>> start Data excerpts

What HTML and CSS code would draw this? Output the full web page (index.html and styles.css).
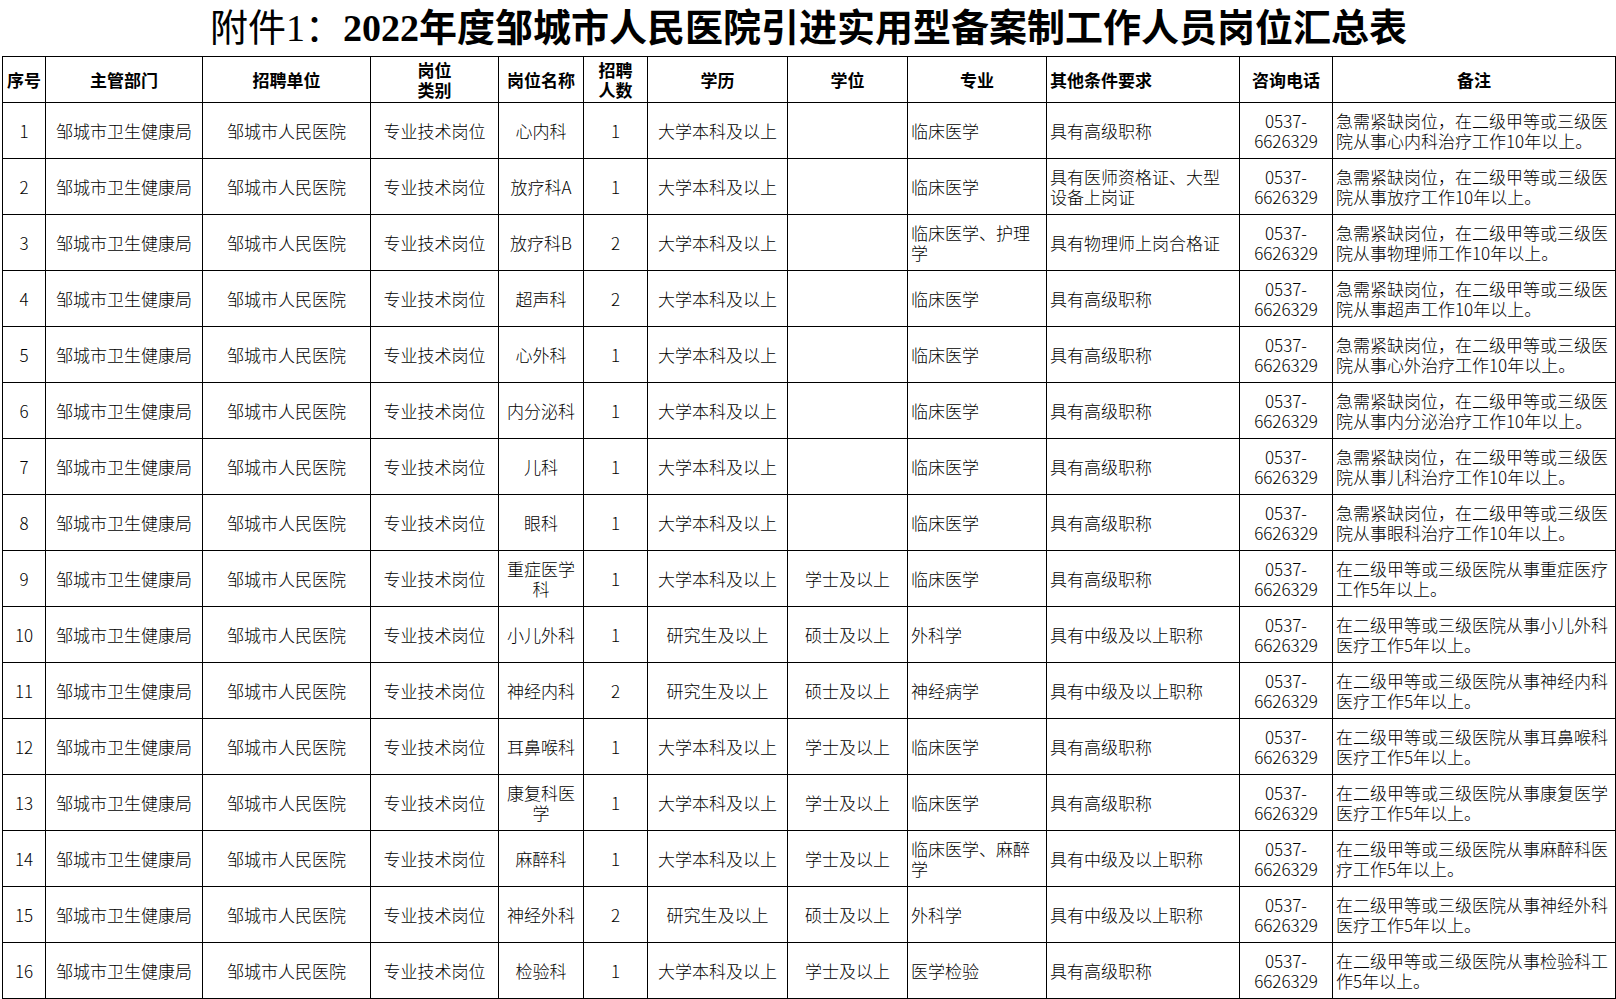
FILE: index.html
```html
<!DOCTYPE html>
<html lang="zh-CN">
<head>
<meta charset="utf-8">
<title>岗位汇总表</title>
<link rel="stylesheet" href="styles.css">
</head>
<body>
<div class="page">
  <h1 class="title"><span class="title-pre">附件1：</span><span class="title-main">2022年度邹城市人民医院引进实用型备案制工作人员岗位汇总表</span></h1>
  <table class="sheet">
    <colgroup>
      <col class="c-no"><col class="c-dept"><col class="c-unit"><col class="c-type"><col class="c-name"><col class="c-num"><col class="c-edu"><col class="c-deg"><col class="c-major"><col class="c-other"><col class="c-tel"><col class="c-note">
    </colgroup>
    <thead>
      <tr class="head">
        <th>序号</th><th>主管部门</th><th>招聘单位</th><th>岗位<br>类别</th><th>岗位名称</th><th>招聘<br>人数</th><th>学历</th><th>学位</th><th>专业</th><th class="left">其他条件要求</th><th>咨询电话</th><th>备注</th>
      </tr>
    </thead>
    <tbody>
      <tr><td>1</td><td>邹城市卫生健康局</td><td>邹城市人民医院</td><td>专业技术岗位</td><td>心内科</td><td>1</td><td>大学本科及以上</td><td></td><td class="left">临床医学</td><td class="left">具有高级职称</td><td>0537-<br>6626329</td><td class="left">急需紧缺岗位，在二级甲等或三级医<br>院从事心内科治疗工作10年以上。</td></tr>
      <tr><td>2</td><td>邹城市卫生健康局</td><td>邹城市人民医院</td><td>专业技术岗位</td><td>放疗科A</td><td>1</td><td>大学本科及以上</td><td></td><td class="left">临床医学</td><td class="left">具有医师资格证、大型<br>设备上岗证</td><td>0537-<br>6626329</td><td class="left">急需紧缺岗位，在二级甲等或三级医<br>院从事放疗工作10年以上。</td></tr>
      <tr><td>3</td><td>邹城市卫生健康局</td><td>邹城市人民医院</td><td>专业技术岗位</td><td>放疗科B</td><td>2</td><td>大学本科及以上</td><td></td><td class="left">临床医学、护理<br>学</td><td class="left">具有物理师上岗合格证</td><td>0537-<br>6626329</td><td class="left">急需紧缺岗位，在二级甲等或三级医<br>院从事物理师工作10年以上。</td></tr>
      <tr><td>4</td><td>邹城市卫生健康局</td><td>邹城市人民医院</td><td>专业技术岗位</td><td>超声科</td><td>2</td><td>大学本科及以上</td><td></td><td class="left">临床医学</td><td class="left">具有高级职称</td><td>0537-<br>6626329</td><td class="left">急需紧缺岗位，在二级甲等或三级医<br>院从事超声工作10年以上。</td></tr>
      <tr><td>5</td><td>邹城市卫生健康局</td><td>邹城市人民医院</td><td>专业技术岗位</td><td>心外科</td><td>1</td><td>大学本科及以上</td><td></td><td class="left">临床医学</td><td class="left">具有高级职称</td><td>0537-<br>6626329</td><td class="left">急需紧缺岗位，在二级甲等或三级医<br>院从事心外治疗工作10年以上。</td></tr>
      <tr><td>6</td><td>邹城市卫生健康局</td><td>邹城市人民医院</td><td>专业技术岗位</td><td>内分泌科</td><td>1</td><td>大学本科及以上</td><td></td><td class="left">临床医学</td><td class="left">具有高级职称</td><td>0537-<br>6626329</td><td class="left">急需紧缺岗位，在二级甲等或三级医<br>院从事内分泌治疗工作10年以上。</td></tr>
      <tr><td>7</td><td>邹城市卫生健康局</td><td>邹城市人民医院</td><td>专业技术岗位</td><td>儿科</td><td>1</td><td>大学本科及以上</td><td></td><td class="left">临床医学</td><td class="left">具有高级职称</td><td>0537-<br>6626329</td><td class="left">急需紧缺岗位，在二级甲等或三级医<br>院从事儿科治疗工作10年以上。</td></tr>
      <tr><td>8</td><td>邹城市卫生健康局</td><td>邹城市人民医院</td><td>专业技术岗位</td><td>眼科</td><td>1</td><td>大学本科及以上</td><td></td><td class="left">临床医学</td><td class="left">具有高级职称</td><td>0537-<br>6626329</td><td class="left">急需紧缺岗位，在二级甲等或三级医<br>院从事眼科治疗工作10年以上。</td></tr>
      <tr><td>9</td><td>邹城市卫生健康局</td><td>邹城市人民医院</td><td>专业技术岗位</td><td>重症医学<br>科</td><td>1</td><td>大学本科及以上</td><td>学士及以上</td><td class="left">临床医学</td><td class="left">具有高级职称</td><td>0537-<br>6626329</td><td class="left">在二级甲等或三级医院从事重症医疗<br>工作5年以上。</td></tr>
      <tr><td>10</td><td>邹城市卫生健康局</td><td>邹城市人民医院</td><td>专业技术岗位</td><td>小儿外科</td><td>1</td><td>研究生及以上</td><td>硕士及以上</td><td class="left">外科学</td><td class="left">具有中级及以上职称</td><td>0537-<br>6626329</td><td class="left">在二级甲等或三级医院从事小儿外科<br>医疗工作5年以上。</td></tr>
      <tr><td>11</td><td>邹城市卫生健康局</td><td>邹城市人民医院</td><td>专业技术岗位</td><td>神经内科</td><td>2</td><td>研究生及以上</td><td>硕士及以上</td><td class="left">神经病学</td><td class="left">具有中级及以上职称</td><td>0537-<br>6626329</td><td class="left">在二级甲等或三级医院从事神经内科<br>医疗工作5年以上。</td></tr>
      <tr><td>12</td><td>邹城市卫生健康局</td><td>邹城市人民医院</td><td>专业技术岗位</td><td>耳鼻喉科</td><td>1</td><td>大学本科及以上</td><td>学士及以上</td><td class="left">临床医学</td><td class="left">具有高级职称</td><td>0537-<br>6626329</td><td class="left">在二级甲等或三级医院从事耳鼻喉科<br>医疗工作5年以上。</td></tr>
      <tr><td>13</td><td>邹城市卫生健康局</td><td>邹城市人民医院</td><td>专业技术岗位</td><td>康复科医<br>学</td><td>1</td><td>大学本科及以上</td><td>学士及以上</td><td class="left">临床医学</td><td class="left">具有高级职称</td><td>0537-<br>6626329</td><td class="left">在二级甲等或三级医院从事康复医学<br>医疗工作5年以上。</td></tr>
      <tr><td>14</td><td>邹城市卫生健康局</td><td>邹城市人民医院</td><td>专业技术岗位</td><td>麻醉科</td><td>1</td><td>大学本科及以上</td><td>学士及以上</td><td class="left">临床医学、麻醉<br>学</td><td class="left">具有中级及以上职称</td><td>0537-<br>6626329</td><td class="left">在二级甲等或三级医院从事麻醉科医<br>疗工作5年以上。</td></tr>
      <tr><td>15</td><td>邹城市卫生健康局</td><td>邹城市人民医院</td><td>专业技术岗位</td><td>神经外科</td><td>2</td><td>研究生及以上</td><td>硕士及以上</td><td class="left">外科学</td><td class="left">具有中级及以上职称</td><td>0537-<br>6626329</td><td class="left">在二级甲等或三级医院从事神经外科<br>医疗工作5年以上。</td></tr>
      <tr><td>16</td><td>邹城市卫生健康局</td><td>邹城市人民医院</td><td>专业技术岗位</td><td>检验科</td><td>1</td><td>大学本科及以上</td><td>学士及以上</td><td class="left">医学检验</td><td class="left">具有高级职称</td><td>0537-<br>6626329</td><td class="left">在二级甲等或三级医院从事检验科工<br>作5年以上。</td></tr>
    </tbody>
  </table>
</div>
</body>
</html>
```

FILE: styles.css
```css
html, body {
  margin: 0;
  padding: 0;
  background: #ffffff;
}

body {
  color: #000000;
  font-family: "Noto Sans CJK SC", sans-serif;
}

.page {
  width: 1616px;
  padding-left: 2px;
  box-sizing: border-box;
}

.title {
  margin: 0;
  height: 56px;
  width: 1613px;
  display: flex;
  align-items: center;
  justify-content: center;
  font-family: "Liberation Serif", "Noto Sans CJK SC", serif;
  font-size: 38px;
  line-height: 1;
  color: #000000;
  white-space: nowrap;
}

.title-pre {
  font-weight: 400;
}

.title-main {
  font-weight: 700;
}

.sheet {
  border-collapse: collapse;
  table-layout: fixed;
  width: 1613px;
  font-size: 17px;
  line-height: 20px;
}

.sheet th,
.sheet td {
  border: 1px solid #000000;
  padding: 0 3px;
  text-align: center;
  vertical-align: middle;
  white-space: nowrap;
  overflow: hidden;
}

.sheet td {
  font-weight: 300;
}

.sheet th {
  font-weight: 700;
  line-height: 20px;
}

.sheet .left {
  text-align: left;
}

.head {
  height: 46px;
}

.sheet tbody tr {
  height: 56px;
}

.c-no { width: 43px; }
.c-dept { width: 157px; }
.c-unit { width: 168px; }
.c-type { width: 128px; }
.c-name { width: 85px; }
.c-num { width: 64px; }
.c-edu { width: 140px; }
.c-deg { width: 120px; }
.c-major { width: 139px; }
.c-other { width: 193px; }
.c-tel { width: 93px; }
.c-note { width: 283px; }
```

>> end Data excerpts
>> start Data excerpts

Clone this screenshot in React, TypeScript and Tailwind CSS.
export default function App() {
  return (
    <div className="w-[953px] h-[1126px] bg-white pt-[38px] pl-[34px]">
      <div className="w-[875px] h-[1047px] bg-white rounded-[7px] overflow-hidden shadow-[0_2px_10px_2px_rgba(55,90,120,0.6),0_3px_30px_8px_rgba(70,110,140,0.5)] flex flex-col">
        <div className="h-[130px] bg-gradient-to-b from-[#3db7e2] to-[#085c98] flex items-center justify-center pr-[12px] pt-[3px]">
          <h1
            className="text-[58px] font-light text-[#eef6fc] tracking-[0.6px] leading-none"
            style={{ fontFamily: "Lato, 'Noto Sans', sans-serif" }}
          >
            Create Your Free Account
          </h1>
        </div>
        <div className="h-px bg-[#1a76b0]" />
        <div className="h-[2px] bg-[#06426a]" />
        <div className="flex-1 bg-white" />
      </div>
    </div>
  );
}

>> end Data excerpts

Set out every line from the material that contains the string "styles".

◆ Answer to the problem:
What HTML and CSS code would draw this? Output the full web page (index.html and styles.css).
<link rel="stylesheet" href="styles.css">
FILE: styles.css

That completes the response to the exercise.